_What you have to do_: Gather all lines from the material that contain "TypeScript".

_Data to process_:
────
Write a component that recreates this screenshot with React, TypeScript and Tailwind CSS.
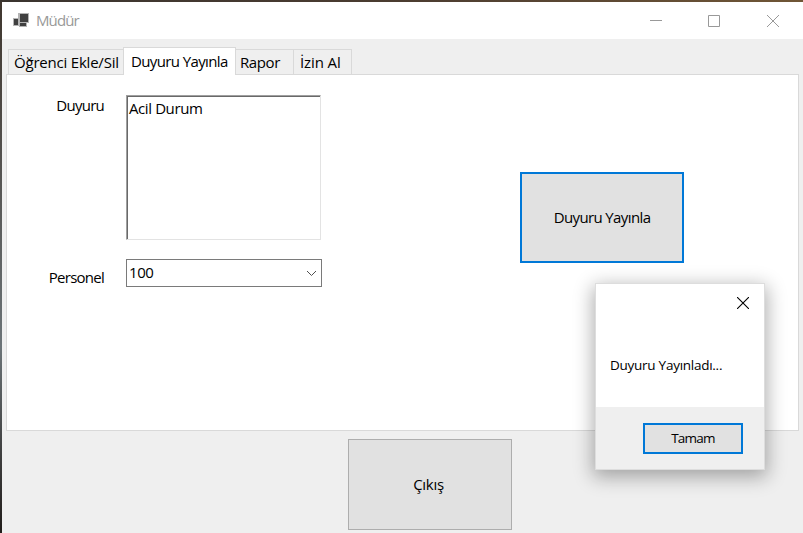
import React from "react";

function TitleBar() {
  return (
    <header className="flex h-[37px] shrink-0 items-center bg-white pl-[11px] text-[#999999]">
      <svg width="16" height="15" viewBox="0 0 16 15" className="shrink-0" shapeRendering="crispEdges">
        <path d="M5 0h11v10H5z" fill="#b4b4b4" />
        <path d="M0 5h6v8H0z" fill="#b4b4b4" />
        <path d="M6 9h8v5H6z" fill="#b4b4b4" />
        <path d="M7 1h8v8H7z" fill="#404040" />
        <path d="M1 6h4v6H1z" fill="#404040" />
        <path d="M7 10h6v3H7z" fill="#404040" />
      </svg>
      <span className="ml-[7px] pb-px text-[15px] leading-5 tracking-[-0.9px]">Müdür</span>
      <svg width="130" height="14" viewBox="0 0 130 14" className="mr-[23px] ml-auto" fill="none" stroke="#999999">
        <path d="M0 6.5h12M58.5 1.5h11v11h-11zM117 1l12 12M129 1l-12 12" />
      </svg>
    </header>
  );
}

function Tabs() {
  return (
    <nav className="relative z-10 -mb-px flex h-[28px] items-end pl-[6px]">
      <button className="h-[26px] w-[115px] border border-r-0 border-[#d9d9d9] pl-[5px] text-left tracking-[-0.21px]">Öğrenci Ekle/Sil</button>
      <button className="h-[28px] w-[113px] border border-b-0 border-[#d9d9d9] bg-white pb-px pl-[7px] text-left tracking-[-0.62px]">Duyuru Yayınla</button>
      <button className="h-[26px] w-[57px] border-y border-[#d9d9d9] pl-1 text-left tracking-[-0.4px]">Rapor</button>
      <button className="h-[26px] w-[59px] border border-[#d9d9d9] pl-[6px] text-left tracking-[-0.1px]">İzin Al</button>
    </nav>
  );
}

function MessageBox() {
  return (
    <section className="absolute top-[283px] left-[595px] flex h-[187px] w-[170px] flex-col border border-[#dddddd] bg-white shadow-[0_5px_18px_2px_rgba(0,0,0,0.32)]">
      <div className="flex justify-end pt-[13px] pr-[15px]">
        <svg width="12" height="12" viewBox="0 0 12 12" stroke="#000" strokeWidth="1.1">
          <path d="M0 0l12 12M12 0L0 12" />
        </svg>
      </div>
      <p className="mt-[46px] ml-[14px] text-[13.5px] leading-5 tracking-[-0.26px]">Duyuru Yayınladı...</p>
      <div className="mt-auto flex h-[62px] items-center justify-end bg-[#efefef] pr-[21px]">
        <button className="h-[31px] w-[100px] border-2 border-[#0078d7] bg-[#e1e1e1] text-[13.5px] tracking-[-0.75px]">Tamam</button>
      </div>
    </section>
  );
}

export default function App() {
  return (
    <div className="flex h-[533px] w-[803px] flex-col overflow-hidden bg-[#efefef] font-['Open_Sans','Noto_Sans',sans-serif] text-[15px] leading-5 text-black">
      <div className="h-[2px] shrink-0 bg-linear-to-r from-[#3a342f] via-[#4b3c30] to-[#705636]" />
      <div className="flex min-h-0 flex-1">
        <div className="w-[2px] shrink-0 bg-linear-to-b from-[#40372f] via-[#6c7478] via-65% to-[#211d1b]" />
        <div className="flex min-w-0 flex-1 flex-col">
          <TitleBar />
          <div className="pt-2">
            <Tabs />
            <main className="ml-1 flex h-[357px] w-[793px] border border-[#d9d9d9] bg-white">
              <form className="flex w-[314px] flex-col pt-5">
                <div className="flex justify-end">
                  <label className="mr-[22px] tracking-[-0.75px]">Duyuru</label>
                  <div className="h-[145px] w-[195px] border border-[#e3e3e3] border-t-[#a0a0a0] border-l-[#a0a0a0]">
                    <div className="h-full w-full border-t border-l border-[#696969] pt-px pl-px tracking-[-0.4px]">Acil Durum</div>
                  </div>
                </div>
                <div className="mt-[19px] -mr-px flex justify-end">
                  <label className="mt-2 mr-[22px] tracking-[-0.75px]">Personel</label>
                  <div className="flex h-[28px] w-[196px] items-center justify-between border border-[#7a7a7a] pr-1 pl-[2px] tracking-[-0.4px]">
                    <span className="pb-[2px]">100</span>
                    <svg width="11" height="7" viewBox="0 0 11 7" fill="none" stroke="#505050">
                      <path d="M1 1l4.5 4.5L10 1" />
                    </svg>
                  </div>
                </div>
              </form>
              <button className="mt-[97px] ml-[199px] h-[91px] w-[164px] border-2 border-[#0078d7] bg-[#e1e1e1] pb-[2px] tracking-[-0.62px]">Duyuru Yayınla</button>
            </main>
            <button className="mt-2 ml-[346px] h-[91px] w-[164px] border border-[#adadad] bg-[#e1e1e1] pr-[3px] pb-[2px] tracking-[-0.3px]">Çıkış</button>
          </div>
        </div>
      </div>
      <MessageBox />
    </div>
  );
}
────
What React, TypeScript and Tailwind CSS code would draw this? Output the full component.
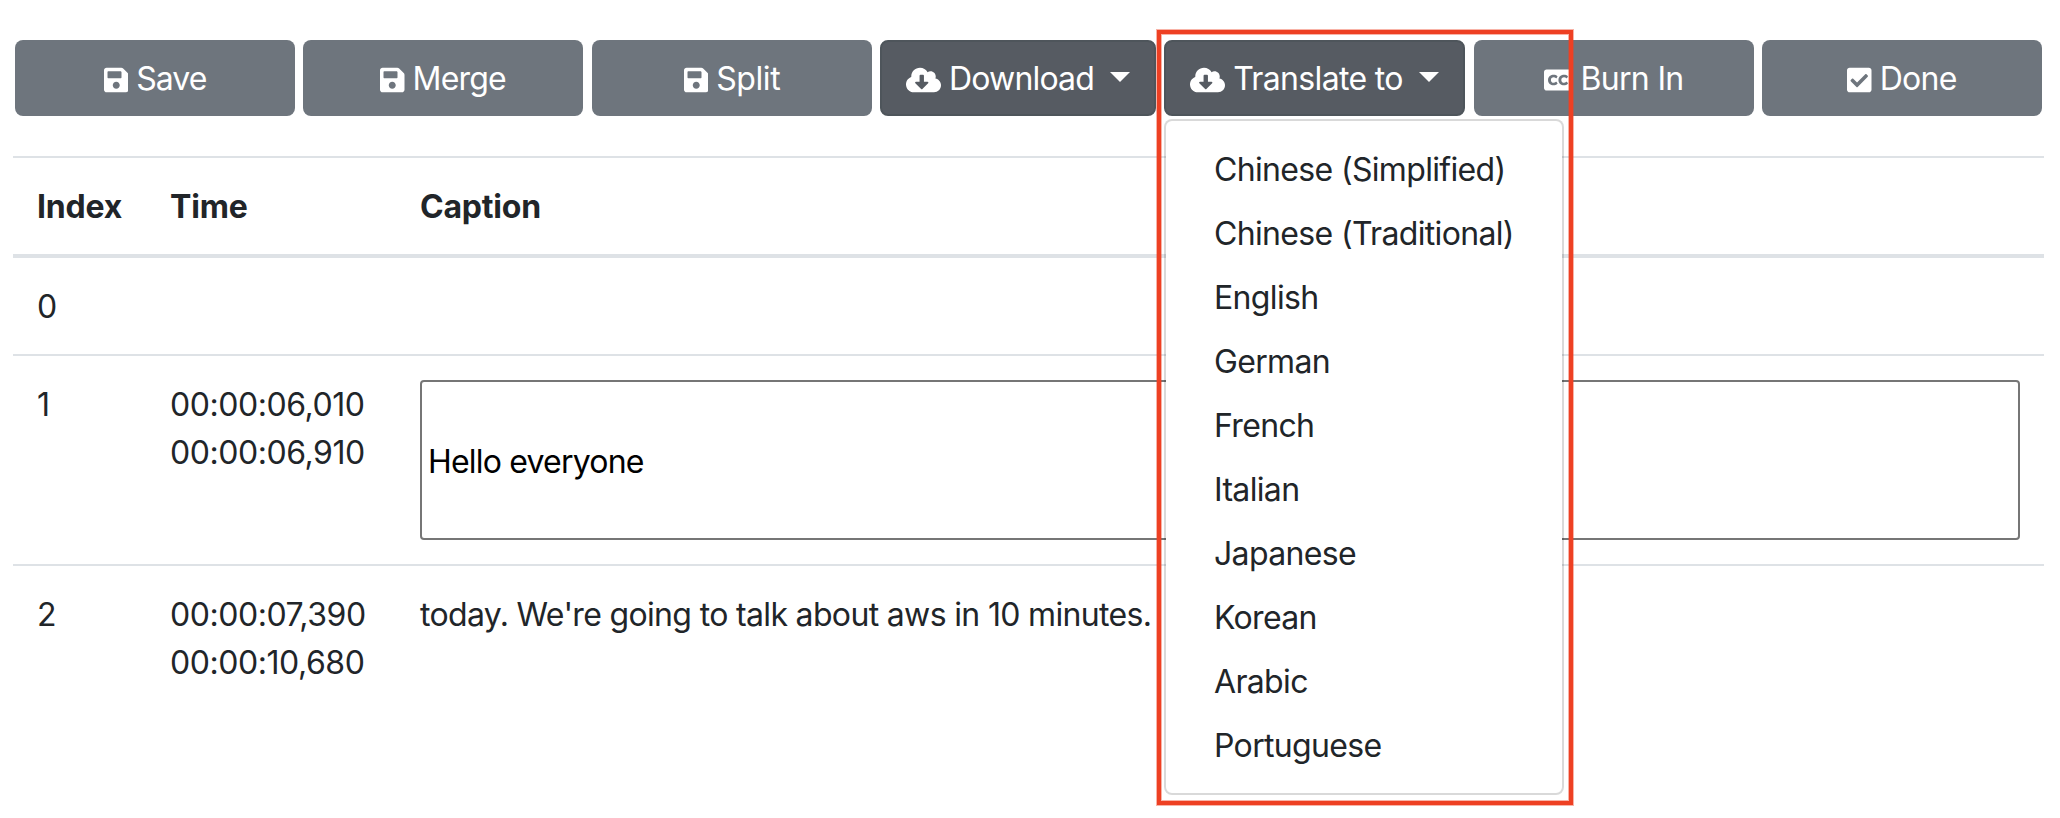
────
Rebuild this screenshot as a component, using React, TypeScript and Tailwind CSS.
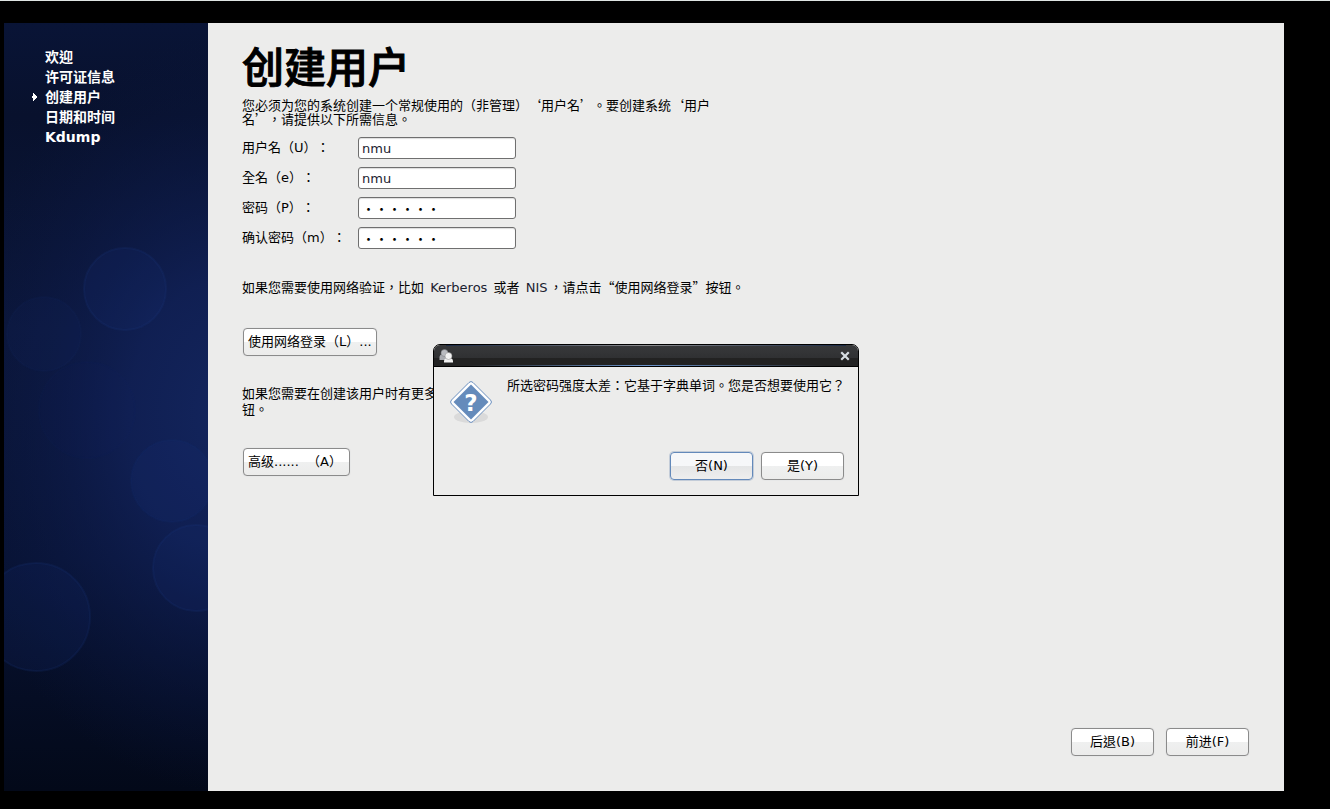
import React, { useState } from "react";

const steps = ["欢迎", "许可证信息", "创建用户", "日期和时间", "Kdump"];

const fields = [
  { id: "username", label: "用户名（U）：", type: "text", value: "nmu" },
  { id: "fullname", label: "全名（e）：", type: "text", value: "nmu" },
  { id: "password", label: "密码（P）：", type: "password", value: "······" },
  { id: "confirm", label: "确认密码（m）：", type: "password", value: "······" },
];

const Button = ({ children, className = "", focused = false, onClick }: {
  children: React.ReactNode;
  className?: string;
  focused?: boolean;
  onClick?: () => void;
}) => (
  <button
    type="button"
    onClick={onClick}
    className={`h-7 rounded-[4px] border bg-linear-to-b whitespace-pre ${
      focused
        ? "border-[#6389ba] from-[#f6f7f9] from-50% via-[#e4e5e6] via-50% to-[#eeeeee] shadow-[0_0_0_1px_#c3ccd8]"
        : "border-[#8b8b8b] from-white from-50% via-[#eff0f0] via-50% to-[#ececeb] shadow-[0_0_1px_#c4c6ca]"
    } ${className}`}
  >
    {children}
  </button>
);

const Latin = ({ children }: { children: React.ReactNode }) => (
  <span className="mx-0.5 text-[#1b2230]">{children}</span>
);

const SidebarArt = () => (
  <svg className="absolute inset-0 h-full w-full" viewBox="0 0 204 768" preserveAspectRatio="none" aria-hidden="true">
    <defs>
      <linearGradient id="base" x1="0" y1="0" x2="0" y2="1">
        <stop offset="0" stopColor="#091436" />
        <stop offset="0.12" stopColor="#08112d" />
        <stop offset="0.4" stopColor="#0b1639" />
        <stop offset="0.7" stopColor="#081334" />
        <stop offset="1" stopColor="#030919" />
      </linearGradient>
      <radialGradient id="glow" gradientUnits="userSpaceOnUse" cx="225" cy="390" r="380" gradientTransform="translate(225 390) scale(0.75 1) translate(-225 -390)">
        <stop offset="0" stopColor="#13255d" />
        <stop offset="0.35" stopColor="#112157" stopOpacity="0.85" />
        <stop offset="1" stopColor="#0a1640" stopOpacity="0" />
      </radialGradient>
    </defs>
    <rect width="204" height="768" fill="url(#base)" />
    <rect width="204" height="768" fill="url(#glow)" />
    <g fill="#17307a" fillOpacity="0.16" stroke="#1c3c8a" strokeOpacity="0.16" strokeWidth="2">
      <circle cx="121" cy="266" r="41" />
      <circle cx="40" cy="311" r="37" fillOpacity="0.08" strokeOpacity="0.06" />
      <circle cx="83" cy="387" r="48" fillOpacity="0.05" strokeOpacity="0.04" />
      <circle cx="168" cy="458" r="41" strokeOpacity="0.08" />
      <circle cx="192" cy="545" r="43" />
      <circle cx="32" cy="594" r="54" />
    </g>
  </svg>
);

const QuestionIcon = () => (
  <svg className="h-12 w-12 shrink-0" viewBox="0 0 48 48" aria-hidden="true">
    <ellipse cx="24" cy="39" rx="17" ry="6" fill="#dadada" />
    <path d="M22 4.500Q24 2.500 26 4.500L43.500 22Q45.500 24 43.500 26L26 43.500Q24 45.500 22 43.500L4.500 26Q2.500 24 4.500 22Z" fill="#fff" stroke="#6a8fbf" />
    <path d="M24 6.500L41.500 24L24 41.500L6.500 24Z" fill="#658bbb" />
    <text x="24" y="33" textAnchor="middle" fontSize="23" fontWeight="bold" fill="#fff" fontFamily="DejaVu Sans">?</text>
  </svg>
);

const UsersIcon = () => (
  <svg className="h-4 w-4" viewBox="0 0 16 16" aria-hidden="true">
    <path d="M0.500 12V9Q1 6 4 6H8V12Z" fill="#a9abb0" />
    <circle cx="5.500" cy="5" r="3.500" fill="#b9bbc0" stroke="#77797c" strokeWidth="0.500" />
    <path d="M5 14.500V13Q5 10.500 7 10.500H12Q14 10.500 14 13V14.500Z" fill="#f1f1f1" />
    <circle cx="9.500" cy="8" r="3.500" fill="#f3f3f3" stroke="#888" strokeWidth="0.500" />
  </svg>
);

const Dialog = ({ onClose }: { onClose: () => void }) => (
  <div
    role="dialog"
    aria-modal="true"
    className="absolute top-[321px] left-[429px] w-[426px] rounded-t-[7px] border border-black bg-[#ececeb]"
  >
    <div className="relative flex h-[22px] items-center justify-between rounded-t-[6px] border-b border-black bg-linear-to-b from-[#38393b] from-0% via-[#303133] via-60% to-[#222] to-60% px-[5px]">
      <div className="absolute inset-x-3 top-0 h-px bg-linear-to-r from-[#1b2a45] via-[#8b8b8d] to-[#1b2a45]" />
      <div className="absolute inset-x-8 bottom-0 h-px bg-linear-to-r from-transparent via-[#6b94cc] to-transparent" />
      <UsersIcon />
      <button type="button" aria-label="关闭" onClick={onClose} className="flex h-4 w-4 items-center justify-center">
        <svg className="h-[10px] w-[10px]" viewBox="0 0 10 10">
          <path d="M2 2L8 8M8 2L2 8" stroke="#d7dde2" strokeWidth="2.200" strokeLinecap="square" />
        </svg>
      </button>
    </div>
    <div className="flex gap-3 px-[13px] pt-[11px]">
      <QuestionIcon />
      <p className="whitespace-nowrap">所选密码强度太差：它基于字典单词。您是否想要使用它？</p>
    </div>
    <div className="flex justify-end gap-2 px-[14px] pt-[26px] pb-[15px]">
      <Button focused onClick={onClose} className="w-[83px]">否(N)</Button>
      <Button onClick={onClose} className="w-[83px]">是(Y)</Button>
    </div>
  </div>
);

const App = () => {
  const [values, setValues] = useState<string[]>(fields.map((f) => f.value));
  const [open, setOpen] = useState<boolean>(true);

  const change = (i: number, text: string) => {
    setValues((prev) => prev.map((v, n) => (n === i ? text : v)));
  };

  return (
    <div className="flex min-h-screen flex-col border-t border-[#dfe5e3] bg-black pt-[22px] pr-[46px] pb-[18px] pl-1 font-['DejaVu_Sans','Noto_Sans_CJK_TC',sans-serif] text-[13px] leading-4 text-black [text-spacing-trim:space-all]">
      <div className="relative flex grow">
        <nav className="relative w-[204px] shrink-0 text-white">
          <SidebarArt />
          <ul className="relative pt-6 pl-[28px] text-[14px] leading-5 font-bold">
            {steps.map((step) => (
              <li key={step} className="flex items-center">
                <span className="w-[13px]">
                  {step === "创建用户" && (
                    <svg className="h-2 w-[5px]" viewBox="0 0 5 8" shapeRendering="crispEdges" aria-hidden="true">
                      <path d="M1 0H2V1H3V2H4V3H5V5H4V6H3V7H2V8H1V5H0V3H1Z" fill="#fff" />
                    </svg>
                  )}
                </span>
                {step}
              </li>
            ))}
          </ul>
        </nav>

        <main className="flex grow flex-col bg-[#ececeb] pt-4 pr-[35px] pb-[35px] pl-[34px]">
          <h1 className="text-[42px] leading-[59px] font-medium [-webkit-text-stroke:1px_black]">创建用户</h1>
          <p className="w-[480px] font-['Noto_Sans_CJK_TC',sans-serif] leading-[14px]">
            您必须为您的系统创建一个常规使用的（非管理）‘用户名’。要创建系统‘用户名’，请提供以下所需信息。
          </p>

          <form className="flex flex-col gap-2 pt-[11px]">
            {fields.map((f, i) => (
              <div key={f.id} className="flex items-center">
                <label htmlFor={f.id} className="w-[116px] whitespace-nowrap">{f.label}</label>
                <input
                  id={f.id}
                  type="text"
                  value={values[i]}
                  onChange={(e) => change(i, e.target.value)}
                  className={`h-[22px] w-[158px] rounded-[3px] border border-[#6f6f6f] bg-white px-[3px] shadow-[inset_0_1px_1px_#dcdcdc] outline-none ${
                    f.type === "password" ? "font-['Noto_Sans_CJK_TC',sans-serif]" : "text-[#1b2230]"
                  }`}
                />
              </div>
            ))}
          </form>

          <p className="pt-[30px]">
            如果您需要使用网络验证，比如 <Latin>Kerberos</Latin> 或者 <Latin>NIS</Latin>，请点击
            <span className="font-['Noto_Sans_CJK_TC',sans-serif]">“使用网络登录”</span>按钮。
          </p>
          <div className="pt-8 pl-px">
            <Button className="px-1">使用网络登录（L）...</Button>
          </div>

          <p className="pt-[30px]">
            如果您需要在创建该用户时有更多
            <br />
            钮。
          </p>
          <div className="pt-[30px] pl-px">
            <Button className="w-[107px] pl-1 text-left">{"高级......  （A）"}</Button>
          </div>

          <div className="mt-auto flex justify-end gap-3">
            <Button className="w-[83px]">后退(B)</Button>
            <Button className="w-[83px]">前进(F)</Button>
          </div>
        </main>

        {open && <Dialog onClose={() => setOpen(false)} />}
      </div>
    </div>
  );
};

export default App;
────
_Answer to this task_:
Write a component that recreates this screenshot with React, TypeScript and Tailwind CSS.
What React, TypeScript and Tailwind CSS code would draw this? Output the full component.
Rebuild this screenshot as a component, using React, TypeScript and Tailwind CSS.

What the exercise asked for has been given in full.